**Description of the task**
Write out each line exactly as given. Leave the pictures out of your copy.
+===+
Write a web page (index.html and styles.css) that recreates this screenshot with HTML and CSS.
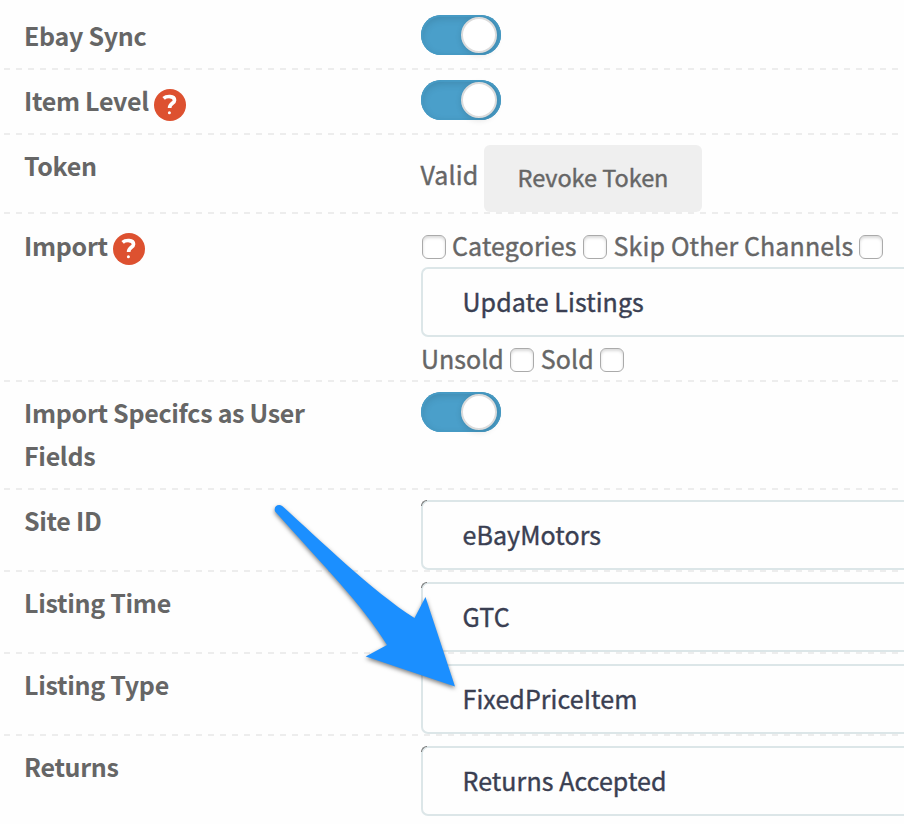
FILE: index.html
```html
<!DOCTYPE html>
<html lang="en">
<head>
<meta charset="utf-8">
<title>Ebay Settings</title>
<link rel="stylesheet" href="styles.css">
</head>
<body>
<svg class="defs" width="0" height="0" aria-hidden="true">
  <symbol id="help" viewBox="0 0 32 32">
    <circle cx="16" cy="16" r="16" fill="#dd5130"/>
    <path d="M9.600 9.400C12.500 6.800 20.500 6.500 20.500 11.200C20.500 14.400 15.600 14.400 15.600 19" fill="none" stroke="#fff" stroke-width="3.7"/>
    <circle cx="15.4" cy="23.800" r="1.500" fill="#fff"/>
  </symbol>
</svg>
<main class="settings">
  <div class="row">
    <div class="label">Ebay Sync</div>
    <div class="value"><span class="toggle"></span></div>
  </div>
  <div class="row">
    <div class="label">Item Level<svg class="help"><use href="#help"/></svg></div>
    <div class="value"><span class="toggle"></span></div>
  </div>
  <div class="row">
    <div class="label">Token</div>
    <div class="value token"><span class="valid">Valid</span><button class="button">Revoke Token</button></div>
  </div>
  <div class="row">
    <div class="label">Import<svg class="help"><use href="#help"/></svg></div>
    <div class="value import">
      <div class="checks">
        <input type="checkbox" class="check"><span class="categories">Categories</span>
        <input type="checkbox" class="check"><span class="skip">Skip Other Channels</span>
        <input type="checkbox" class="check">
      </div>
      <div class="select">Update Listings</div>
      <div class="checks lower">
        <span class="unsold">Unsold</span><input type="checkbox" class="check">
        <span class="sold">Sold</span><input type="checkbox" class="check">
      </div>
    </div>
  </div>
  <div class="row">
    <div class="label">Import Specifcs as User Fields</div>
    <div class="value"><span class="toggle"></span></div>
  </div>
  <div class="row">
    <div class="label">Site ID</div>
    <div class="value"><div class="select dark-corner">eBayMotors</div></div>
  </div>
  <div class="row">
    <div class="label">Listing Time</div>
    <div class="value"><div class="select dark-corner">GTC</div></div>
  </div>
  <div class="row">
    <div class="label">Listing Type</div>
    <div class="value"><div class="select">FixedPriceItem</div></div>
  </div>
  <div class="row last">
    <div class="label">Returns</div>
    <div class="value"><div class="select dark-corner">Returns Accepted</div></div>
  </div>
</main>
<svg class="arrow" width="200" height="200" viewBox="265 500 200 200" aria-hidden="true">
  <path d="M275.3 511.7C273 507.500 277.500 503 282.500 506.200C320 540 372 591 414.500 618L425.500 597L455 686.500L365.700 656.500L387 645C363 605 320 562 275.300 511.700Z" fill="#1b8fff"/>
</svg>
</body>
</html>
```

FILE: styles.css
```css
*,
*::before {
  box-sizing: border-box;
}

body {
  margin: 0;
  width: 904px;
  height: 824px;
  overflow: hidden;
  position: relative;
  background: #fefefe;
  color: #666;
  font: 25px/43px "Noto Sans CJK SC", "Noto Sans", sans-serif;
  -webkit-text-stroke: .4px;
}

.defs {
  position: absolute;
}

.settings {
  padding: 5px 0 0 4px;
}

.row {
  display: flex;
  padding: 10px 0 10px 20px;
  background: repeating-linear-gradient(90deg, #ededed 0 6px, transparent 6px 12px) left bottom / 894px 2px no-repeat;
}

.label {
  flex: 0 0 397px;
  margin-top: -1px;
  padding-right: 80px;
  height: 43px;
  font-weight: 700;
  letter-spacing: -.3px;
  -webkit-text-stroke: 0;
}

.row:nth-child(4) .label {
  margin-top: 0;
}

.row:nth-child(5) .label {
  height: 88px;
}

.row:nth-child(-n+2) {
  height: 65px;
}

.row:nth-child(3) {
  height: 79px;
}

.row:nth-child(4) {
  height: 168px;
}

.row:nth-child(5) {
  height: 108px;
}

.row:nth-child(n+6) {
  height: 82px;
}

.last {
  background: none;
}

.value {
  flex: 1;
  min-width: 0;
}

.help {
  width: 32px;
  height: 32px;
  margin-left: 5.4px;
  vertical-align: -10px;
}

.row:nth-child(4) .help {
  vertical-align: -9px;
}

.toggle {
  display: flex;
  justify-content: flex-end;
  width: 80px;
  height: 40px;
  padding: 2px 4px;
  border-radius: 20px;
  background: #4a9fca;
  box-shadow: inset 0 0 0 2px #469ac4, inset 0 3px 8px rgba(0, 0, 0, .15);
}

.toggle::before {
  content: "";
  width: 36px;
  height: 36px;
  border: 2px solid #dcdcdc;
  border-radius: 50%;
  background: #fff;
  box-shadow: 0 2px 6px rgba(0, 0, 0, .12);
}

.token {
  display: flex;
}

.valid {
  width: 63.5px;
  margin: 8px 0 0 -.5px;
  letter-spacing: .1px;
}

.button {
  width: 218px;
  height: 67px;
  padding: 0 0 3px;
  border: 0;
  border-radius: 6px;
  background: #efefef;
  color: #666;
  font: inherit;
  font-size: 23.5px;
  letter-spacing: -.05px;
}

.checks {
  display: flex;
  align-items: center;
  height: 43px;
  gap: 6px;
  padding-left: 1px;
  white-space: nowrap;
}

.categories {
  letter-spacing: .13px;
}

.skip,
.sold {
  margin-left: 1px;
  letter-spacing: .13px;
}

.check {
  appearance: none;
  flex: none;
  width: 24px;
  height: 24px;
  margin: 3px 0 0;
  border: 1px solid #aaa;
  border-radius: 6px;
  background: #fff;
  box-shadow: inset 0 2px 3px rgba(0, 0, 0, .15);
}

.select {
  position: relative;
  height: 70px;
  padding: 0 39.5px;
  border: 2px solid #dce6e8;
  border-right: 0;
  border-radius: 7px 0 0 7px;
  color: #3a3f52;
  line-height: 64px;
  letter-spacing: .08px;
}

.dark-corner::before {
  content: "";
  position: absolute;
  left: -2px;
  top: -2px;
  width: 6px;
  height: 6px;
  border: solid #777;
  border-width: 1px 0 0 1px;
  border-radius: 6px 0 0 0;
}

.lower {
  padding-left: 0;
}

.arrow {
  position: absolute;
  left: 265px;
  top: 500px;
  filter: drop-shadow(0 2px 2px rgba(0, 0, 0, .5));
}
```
+===+
**Result of this task**
Write a web page (index.html and styles.css) that recreates this screenshot with HTML and CSS.
FILE: index.html
```html
<!DOCTYPE html>
<html lang="en">
<head>
<meta charset="utf-8">
<title>Ebay Settings</title>
<link rel="stylesheet" href="styles.css">
</head>
<body>
<svg class="defs" width="0" height="0" aria-hidden="true">
  <symbol id="help" viewBox="0 0 32 32">
    <circle cx="16" cy="16" r="16" fill="#dd5130"/>
    <path d="M9.600 9.400C12.500 6.800 20.500 6.500 20.500 11.200C20.500 14.400 15.600 14.400 15.600 19" fill="none" stroke="#fff" stroke-width="3.7"/>
    <circle cx="15.4" cy="23.800" r="1.500" fill="#fff"/>
  </symbol>
</svg>
<main class="settings">
  <div class="row">
    <div class="label">Ebay Sync</div>
    <div class="value"><span class="toggle"></span></div>
  </div>
  <div class="row">
    <div class="label">Item Level<svg class="help"><use href="#help"/></svg></div>
    <div class="value"><span class="toggle"></span></div>
  </div>
  <div class="row">
    <div class="label">Token</div>
    <div class="value token"><span class="valid">Valid</span><button class="button">Revoke Token</button></div>
  </div>
  <div class="row">
    <div class="label">Import<svg class="help"><use href="#help"/></svg></div>
    <div class="value import">
      <div class="checks">
        <input type="checkbox" class="check"><span class="categories">Categories</span>
        <input type="checkbox" class="check"><span class="skip">Skip Other Channels</span>
        <input type="checkbox" class="check">
      </div>
      <div class="select">Update Listings</div>
      <div class="checks lower">
        <span class="unsold">Unsold</span><input type="checkbox" class="check">
        <span class="sold">Sold</span><input type="checkbox" class="check">
      </div>
    </div>
  </div>
  <div class="row">
    <div class="label">Import Specifcs as User Fields</div>
    <div class="value"><span class="toggle"></span></div>
  </div>
  <div class="row">
    <div class="label">Site ID</div>
    <div class="value"><div class="select dark-corner">eBayMotors</div></div>
  </div>
  <div class="row">
    <div class="label">Listing Time</div>
    <div class="value"><div class="select dark-corner">GTC</div></div>
  </div>
  <div class="row">
    <div class="label">Listing Type</div>
    <div class="value"><div class="select">FixedPriceItem</div></div>
  </div>
  <div class="row last">
    <div class="label">Returns</div>
    <div class="value"><div class="select dark-corner">Returns Accepted</div></div>
  </div>
</main>
<svg class="arrow" width="200" height="200" viewBox="265 500 200 200" aria-hidden="true">
  <path d="M275.3 511.7C273 507.500 277.500 503 282.500 506.200C320 540 372 591 414.500 618L425.500 597L455 686.500L365.700 656.500L387 645C363 605 320 562 275.300 511.700Z" fill="#1b8fff"/>
</svg>
</body>
</html>
```

FILE: styles.css
```css
*,
*::before {
  box-sizing: border-box;
}

body {
  margin: 0;
  width: 904px;
  height: 824px;
  overflow: hidden;
  position: relative;
  background: #fefefe;
  color: #666;
  font: 25px/43px "Noto Sans CJK SC", "Noto Sans", sans-serif;
  -webkit-text-stroke: .4px;
}

.defs {
  position: absolute;
}

.settings {
  padding: 5px 0 0 4px;
}

.row {
  display: flex;
  padding: 10px 0 10px 20px;
  background: repeating-linear-gradient(90deg, #ededed 0 6px, transparent 6px 12px) left bottom / 894px 2px no-repeat;
}

.label {
  flex: 0 0 397px;
  margin-top: -1px;
  padding-right: 80px;
  height: 43px;
  font-weight: 700;
  letter-spacing: -.3px;
  -webkit-text-stroke: 0;
}

.row:nth-child(4) .label {
  margin-top: 0;
}

.row:nth-child(5) .label {
  height: 88px;
}

.row:nth-child(-n+2) {
  height: 65px;
}

.row:nth-child(3) {
  height: 79px;
}

.row:nth-child(4) {
  height: 168px;
}

.row:nth-child(5) {
  height: 108px;
}

.row:nth-child(n+6) {
  height: 82px;
}

.last {
  background: none;
}

.value {
  flex: 1;
  min-width: 0;
}

.help {
  width: 32px;
  height: 32px;
  margin-left: 5.4px;
  vertical-align: -10px;
}

.row:nth-child(4) .help {
  vertical-align: -9px;
}

.toggle {
  display: flex;
  justify-content: flex-end;
  width: 80px;
  height: 40px;
  padding: 2px 4px;
  border-radius: 20px;
  background: #4a9fca;
  box-shadow: inset 0 0 0 2px #469ac4, inset 0 3px 8px rgba(0, 0, 0, .15);
}

.toggle::before {
  content: "";
  width: 36px;
  height: 36px;
  border: 2px solid #dcdcdc;
  border-radius: 50%;
  background: #fff;
  box-shadow: 0 2px 6px rgba(0, 0, 0, .12);
}

.token {
  display: flex;
}

.valid {
  width: 63.5px;
  margin: 8px 0 0 -.5px;
  letter-spacing: .1px;
}

.button {
  width: 218px;
  height: 67px;
  padding: 0 0 3px;
  border: 0;
  border-radius: 6px;
  background: #efefef;
  color: #666;
  font: inherit;
  font-size: 23.5px;
  letter-spacing: -.05px;
}

.checks {
  display: flex;
  align-items: center;
  height: 43px;
  gap: 6px;
  padding-left: 1px;
  white-space: nowrap;
}

.categories {
  letter-spacing: .13px;
}

.skip,
.sold {
  margin-left: 1px;
  letter-spacing: .13px;
}

.check {
  appearance: none;
  flex: none;
  width: 24px;
  height: 24px;
  margin: 3px 0 0;
  border: 1px solid #aaa;
  border-radius: 6px;
  background: #fff;
  box-shadow: inset 0 2px 3px rgba(0, 0, 0, .15);
}

.select {
  position: relative;
  height: 70px;
  padding: 0 39.5px;
  border: 2px solid #dce6e8;
  border-right: 0;
  border-radius: 7px 0 0 7px;
  color: #3a3f52;
  line-height: 64px;
  letter-spacing: .08px;
}

.dark-corner::before {
  content: "";
  position: absolute;
  left: -2px;
  top: -2px;
  width: 6px;
  height: 6px;
  border: solid #777;
  border-width: 1px 0 0 1px;
  border-radius: 6px 0 0 0;
}

.lower {
  padding-left: 0;
}

.arrow {
  position: absolute;
  left: 265px;
  top: 500px;
  filter: drop-shadow(0 2px 2px rgba(0, 0, 0, .5));
}
```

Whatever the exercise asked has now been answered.